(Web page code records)
● ● ●
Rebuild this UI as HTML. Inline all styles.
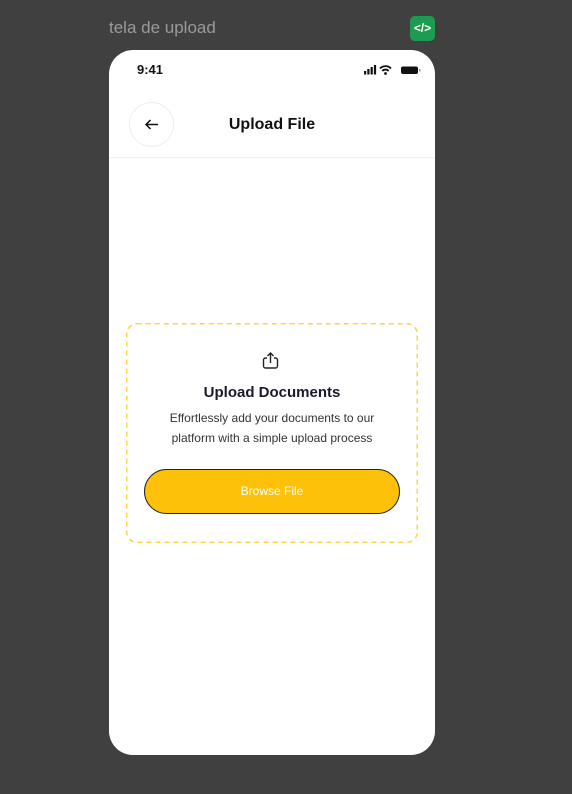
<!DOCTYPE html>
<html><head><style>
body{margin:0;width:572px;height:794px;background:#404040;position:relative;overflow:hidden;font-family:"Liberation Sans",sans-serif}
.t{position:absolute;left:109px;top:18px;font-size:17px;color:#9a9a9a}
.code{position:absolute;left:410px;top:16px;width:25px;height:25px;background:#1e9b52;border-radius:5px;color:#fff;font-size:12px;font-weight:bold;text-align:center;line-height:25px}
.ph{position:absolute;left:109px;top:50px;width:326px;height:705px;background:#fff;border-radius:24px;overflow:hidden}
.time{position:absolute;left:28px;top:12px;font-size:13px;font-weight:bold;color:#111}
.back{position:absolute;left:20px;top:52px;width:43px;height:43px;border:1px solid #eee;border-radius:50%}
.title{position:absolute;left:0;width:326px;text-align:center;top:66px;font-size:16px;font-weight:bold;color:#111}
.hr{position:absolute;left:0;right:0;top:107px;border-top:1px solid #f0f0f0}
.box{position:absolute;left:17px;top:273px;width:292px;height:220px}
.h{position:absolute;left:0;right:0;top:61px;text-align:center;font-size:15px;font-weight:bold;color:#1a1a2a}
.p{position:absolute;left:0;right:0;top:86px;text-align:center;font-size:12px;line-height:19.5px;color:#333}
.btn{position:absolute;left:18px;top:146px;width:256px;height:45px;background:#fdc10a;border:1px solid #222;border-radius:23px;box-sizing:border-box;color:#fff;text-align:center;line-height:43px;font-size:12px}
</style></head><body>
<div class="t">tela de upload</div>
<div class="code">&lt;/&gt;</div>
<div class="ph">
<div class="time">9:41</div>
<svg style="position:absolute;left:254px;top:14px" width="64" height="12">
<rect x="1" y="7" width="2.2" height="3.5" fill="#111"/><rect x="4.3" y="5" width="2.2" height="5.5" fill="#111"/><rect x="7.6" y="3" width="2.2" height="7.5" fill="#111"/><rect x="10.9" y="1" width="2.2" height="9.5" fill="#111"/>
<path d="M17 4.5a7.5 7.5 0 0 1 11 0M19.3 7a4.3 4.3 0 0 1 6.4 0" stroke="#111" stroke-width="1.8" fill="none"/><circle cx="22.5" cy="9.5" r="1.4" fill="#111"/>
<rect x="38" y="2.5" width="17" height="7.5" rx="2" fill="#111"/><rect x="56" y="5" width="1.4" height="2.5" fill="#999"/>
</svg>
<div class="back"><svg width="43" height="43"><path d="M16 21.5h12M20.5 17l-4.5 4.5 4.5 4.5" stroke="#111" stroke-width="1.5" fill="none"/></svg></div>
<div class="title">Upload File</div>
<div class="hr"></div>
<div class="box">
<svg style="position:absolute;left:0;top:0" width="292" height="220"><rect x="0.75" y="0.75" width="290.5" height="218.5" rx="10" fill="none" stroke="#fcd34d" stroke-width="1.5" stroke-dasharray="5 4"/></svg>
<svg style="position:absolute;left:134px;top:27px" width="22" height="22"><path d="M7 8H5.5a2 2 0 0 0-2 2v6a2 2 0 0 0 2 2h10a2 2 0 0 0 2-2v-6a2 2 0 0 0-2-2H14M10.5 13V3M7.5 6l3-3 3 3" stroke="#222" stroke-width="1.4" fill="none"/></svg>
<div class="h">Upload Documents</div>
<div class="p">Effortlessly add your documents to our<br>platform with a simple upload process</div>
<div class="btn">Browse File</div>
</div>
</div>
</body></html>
● ● ●
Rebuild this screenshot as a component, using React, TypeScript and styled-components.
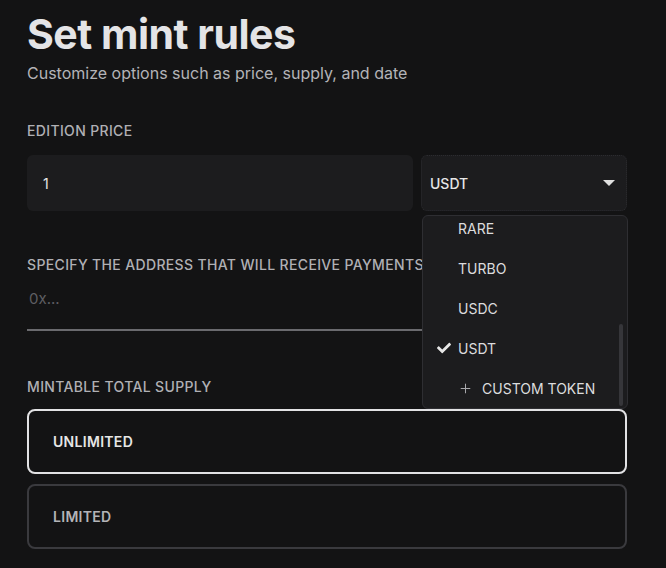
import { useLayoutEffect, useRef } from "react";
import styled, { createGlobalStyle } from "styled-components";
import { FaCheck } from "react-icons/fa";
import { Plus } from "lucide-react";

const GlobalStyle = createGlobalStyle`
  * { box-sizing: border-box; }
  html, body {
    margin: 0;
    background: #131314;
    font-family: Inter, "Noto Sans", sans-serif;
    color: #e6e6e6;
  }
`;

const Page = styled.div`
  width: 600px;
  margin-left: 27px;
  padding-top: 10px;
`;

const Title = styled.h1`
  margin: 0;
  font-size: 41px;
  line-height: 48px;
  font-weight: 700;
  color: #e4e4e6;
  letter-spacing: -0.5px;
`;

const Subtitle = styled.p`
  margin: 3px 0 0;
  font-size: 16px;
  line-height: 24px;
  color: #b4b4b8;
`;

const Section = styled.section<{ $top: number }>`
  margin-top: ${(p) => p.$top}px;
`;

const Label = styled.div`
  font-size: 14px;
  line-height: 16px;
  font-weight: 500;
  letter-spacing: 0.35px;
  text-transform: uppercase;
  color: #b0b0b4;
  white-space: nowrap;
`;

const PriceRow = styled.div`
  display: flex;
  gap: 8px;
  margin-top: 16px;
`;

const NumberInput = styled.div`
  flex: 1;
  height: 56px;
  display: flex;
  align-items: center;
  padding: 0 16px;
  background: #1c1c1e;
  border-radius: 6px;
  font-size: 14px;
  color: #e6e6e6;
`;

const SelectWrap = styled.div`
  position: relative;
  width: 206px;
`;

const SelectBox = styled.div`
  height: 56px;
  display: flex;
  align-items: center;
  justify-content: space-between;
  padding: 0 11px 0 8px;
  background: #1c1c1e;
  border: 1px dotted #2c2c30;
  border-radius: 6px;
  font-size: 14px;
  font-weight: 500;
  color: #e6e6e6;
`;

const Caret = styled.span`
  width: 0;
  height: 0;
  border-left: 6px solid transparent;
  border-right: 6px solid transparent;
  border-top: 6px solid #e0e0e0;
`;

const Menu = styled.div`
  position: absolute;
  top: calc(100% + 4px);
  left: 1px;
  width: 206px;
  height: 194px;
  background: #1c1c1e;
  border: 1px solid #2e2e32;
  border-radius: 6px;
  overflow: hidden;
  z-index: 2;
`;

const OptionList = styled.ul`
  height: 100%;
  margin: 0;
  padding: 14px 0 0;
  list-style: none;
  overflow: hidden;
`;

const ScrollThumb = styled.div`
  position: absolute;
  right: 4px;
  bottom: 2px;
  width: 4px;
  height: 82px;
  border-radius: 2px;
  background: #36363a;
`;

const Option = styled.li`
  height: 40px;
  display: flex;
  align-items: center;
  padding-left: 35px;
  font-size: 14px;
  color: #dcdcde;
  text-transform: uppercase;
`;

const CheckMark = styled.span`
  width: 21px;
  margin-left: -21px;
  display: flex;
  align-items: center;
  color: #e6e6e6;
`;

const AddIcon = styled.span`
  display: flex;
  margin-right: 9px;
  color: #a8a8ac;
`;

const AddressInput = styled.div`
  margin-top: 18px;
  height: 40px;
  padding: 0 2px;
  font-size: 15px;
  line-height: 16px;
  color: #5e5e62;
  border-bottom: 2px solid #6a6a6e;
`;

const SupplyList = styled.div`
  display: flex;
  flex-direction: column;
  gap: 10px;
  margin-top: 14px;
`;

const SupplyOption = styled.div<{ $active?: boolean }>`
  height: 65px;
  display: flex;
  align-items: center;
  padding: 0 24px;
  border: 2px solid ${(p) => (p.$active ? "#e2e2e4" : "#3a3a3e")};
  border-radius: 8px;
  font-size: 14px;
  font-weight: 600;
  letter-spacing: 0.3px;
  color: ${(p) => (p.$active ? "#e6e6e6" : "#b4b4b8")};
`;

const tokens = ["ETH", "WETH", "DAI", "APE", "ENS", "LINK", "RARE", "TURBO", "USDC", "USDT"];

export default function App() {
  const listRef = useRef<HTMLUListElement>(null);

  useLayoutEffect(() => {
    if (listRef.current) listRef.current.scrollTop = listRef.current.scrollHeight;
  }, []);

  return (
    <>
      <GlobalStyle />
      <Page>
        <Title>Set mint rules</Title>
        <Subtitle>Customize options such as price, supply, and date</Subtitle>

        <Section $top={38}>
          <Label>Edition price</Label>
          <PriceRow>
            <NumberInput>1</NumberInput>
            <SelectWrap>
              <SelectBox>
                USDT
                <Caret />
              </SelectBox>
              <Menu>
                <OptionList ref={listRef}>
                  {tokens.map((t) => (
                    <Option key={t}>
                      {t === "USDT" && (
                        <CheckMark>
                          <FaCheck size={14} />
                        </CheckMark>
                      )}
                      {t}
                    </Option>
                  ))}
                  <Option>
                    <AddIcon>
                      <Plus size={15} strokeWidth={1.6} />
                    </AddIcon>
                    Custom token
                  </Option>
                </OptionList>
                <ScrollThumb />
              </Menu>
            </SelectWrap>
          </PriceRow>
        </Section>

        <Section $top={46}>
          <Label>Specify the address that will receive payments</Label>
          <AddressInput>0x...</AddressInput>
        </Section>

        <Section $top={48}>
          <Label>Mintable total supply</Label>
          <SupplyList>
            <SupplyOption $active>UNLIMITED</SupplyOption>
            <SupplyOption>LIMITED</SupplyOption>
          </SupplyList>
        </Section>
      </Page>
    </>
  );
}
● ● ●
#### SHORT TASK
Isolate each line of the listing above that includes "this". Copy it.

#### WRITTEN SOLUTION
Rebuild this UI as HTML. Inline all styles.
Rebuild this screenshot as a component, using React, TypeScript and styled-components.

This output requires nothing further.